→ EXERCISE OBJECTIVE
Find each line with the string "components" and copy it.

=== DATA SUPPLIED ===

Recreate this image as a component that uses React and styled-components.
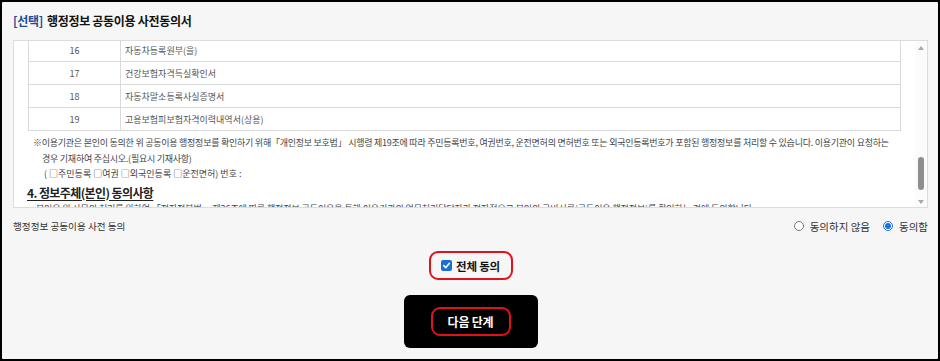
import React from "react";
import styled, { createGlobalStyle } from "styled-components";

const Global = createGlobalStyle`
  html, body { margin: 0; padding: 0; background: #000; }
  body { font-family: "Noto Sans CJK KR", "Noto Sans", sans-serif; }
  * { box-sizing: border-box; }
`;

const Frame = styled.div`
  width: 940px;
  height: 361px;
  border: 2px solid #000;
  border-radius: 3px;
  background: #f6f6f6;
  padding: 0 10px 0 11px;
  display: flex;
  flex-direction: column;
  overflow: hidden;
`;

const TitleBar = styled.h2`
  margin: 0;
  height: 38px;
  padding-bottom: 1px;
  display: flex;
  align-items: center;
  font-size: 12px;
  font-weight: 700;
  color: #111;
  letter-spacing: -0.3px;
`;

const Tag = styled.span`
  color: #1d4b9a;
  margin-right: 4px;
`;

const ScrollBox = styled.div`
  height: 168px;
  border: 1px solid #dcdcdc;
  background: #fff;
  display: flex;
`;

const Content = styled.div`
  flex: 1;
  overflow: hidden;
  padding: 0 14px 0 14px;
  color: #444;
`;

const Table = styled.table`
  width: 100%;
  border-collapse: collapse;
  margin-top: -3px;
  font-size: 9px;
  color: #555;
`;

const Row = styled.tr`
  height: 23px;
  border: 1px solid #dadada;
`;

const NumCell = styled.td`
  width: 92px;
  text-align: center;
  border-right: 1px solid #dadada;
  padding: 0;
`;

const NameCell = styled.td`
  padding: 0 0 0 4px;
`;

const Note = styled.p`
  margin: 4px 0 0 14px;
  text-indent: -9px;
  font-size: 9px;
  line-height: 15.5px;
  white-space: nowrap;
  letter-spacing: -0.25px;
  color: #444;
`;

const NoteLine = styled.p`
  margin: 0 0 0 16px;
  font-size: 9px;
  line-height: 15.5px;
  white-space: nowrap;
  color: #444;
`;

const Heading = styled.h3`
  margin: 2px 0 0 -1px;
  font-size: 12px;
  font-weight: 700;
  line-height: 18px;
  text-decoration: underline;
  text-underline-offset: 2px;
  letter-spacing: -0.6px;
  color: #222;
`;

const Bullet = styled.p`
  margin: -1px 0 0 3px;
  font-size: 9px;
  line-height: 15px;
  white-space: nowrap;
  letter-spacing: -0.1px;
  color: #444;
`;

const Scrollbar = styled.div`
  width: 12px;
  display: flex;
  flex-direction: column;
  align-items: center;
  padding: 5px 0 3px;
  background: #fbfbfb;
`;

const Arrow = styled.span`
  width: 0;
  height: 0;
  border-left: 3.5px solid transparent;
  border-right: 3.5px solid transparent;
  ${(p) =>
    p.$down
      ? "border-top: 4px solid #a8a8a8;"
      : "border-bottom: 4px solid #a8a8a8;"}
`;

const Thumb = styled.span`
  margin-top: auto;
  margin-bottom: 10px;
  width: 6px;
  height: 33px;
  border-radius: 3px;
  background: #8e8e8e;
`;

const AgreeRow = styled.div`
  height: 36px;
  display: flex;
  align-items: center;
  justify-content: space-between;
  color: #333;
`;

const AgreeLabel = styled.span`
  font-size: 9.6px;
`;

const RadioGroup = styled.div`
  display: flex;
  align-items: center;
  gap: 13px;
  font-size: 10.5px;
`;

const RadioLabel = styled.label`
  display: flex;
  align-items: center;
  gap: 6px;
`;

const RadioDot = styled.span`
  width: 10px;
  height: 10px;
  border-radius: 50%;
  border: 1px solid ${(p) => (p.$on ? "#1a73e8" : "#777")};
  background: #fff;
  display: flex;
  align-items: center;
  justify-content: center;
  &::after {
    content: "";
    width: 6px;
    height: 6px;
    border-radius: 50%;
    background: ${(p) => (p.$on ? "#1a73e8" : "transparent")};
  }
`;

const Center = styled.div`
  display: flex;
  flex-direction: column;
  align-items: center;
`;

const RedOutline = styled.div`
  width: ${(p) => p.$w}px;
  height: 29px;
  border: 2.5px solid #e2121b;
  border-radius: 9px;
  display: flex;
  align-items: center;
  justify-content: center;
  gap: 4px;
`;

const CheckWrap = styled.div`
  margin-top: 7px;
`;

const CheckBox = styled.span`
  width: 11px;
  height: 11px;
  border-radius: 2px;
  background: #1a6ed8;
  display: flex;
  align-items: center;
  justify-content: center;
`;

const CheckText = styled.span`
  font-size: 11.5px;
  font-weight: 700;
  color: #111;
  letter-spacing: -0.2px;
`;

const NextButton = styled.button`
  margin-top: 15px;
  width: 134px;
  height: 53px;
  border: none;
  border-radius: 6px;
  background: #000;
  display: flex;
  align-items: center;
  justify-content: center;
  padding: 0;
  cursor: pointer;
  font-family: inherit;
`;

const ButtonText = styled.span`
  font-size: 12px;
  font-weight: 700;
  color: #fff;
  letter-spacing: -0.2px;
`;

const rows = [
  ["16", "자동차등록원부(을)"],
  ["17", "건강보험자격득실확인서"],
  ["18", "자동차말소등록사실증명서"],
  ["19", "고용보험피보험자격이력내역서(상용)"],
];

export default function App() {
  return (
    <>
      <Global />
      <Frame>
        <TitleBar>
          <Tag>[선택]</Tag>행정정보 공동이용 사전동의서
        </TitleBar>
        <ScrollBox>
          <Content>
            <Table>
              <tbody>
                {rows.map(([n, name]) => (
                  <Row key={n}>
                    <NumCell>{n}</NumCell>
                    <NameCell>{name}</NameCell>
                  </Row>
                ))}
              </tbody>
            </Table>
            <Note>
              ※이용기관은 본인이 동의한 위 공동이용 행정정보를 확인하기 위해「개인정보 보호법」 시행령 제19조에 따라 주민등록번호, 여권번호, 운전면허의 면허번호 또는 외국인등록번호가 포함된 행정정보를 처리할 수 있습니다. 이용기관이 요청하는
              <br />
              경우 기재하여 주십시오.(필요시 기재사항)
            </Note>
            <NoteLine>( □주민등록 □여권 □외국인등록 □운전면허) 번호 :</NoteLine>
            <Heading>4. 정보주체(본인) 동의사항</Heading>
            <Bullet>
              • 본인은 위 사무의 처리를 위하여 「전자정부법」 제36조에 따른 행정정보 공동이용을 통해 이용기관의 업무처리담당자가 전자적으로 본인의 구비서류(공동이용 행정정보)를 확인하는 것에 동의합니다.
            </Bullet>
          </Content>
          <Scrollbar>
            <Arrow />
            <Thumb />
            <Arrow $down />
          </Scrollbar>
        </ScrollBox>
        <AgreeRow>
          <AgreeLabel>행정정보 공동이용 사전 동의</AgreeLabel>
          <RadioGroup>
            <RadioLabel>
              <RadioDot />
              동의하지 않음
            </RadioLabel>
            <RadioLabel>
              <RadioDot $on />
              동의함
            </RadioLabel>
          </RadioGroup>
        </AgreeRow>
        <Center>
          <CheckWrap>
            <RedOutline $w={84}>
              <CheckBox>
                <svg width="9" height="9" viewBox="0 0 10 10">
                  <path d="M2 5.2 L4.2 7.4 L8.2 2.6" fill="none" stroke="#fff" strokeWidth="1.8" strokeLinecap="round" strokeLinejoin="round" />
                </svg>
              </CheckBox>
              <CheckText>전체 동의</CheckText>
            </RedOutline>
          </CheckWrap>
          <NextButton>
            <RedOutline $w={80}>
              <ButtonText>다음 단계</ButtonText>
            </RedOutline>
          </NextButton>
        </Center>
      </Frame>
    </>
  );
}
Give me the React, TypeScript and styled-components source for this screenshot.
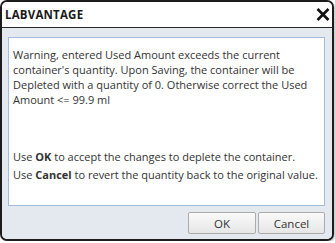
import styled, { createGlobalStyle } from 'styled-components';

const GlobalStyle = createGlobalStyle`
  html, body {
    margin: 0;
    padding: 0;
    background: #ffffff;
  }
  body {
    font-family: "Open Sans", "Liberation Sans", sans-serif;
  }
`;

const Dialog = styled.div`
  width: 334px;
  height: 241px;
  box-sizing: border-box;
  border: 2px solid #1c1c1c;
  border-radius: 7px;
  overflow: hidden;
  display: flex;
  flex-direction: column;
  background: #ffffff;
  box-shadow: 1px 1px 2px rgba(0, 0, 0, 0.25);
`;

const TitleBar = styled.div`
  height: 25px;
  flex: none;
  display: flex;
  align-items: center;
  justify-content: space-between;
  padding: 0 1px 0 3px;
  border-bottom: 1px solid #2a2a2a;
  background: #ffffff;
`;

const Title = styled.span`
  font-size: 11.5px;
  font-weight: 700;
  color: #1a1a1a;
  letter-spacing: 0.2px;
`;

const CloseButton = styled.button`
  width: 16px;
  height: 16px;
  padding: 0;
  border: none;
  background: none;
  display: flex;
  align-items: center;
  justify-content: center;
  cursor: pointer;
`;

const Body = styled.div`
  flex: 1;
  display: flex;
  flex-direction: column;
  gap: 6px;
  padding: 9px 7px 5px 6px;
  background: #e4e9f0;
`;

const MessageBox = styled.div`
  flex: 1;
  background: #ffffff;
  border: 1px solid #a4bddd;
  padding: 9px 4px;
  color: #333333;
  font-size: 11px;
  white-space: nowrap;
`;

const Warning = styled.p`
  margin: 0 0 41px 0;
  line-height: 15px;
`;

const Hint = styled.p`
  margin: 0;
  line-height: 18px;
`;

const ButtonRow = styled.div`
  display: flex;
  justify-content: flex-end;
  gap: 2px;
`;

const Button = styled.button<{ $width: number }>`
  width: ${props => props.$width}px;
  height: 22px;
  box-sizing: border-box;
  border: 1px solid #ababab;
  border-radius: 2px;
  background: linear-gradient(#fafafa, #e6e6e6);
  font-family: "Open Sans", "Liberation Sans", sans-serif;
  font-size: 11.5px;
  color: #333333;
  padding: 0;
  cursor: pointer;
`;

function App() {
  return (
    <>
      <GlobalStyle />
      <Dialog>
        <TitleBar>
          <Title>LABVANTAGE</Title>
          <CloseButton aria-label="Close">
            <svg width="14" height="13" viewBox="0 0 14 13">
              <path d="M1.5 1 L12.5 12 M12.5 1 L1.5 12" stroke="#111" strokeWidth="2.6" fill="none" />
            </svg>
          </CloseButton>
        </TitleBar>
        <Body>
          <MessageBox>
            <Warning>
              Warning, entered Used Amount exceeds the current<br />
              container's quantity. Upon Saving, the container will be<br />
              Depleted with a quantity of 0. Otherwise correct the Used<br />
              Amount &lt;= 99.9 ml
            </Warning>
            <Hint>Use <b>OK</b> to accept the changes to deplete the container.</Hint>
            <Hint>Use <b>Cancel</b> to revert the quantity back to the original value.</Hint>
          </MessageBox>
          <ButtonRow>
            <Button $width={68}>OK</Button>
            <Button $width={67}>Cancel</Button>
          </ButtonRow>
        </Body>
      </Dialog>
    </>
  );
}

export default App;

===

→ WRITTEN SOLUTION
Recreate this image as a component that uses React and styled-components.
import styled, { createGlobalStyle } from "styled-components";
Give me the React, TypeScript and styled-components source for this screenshot.
import styled, { createGlobalStyle } from 'styled-components';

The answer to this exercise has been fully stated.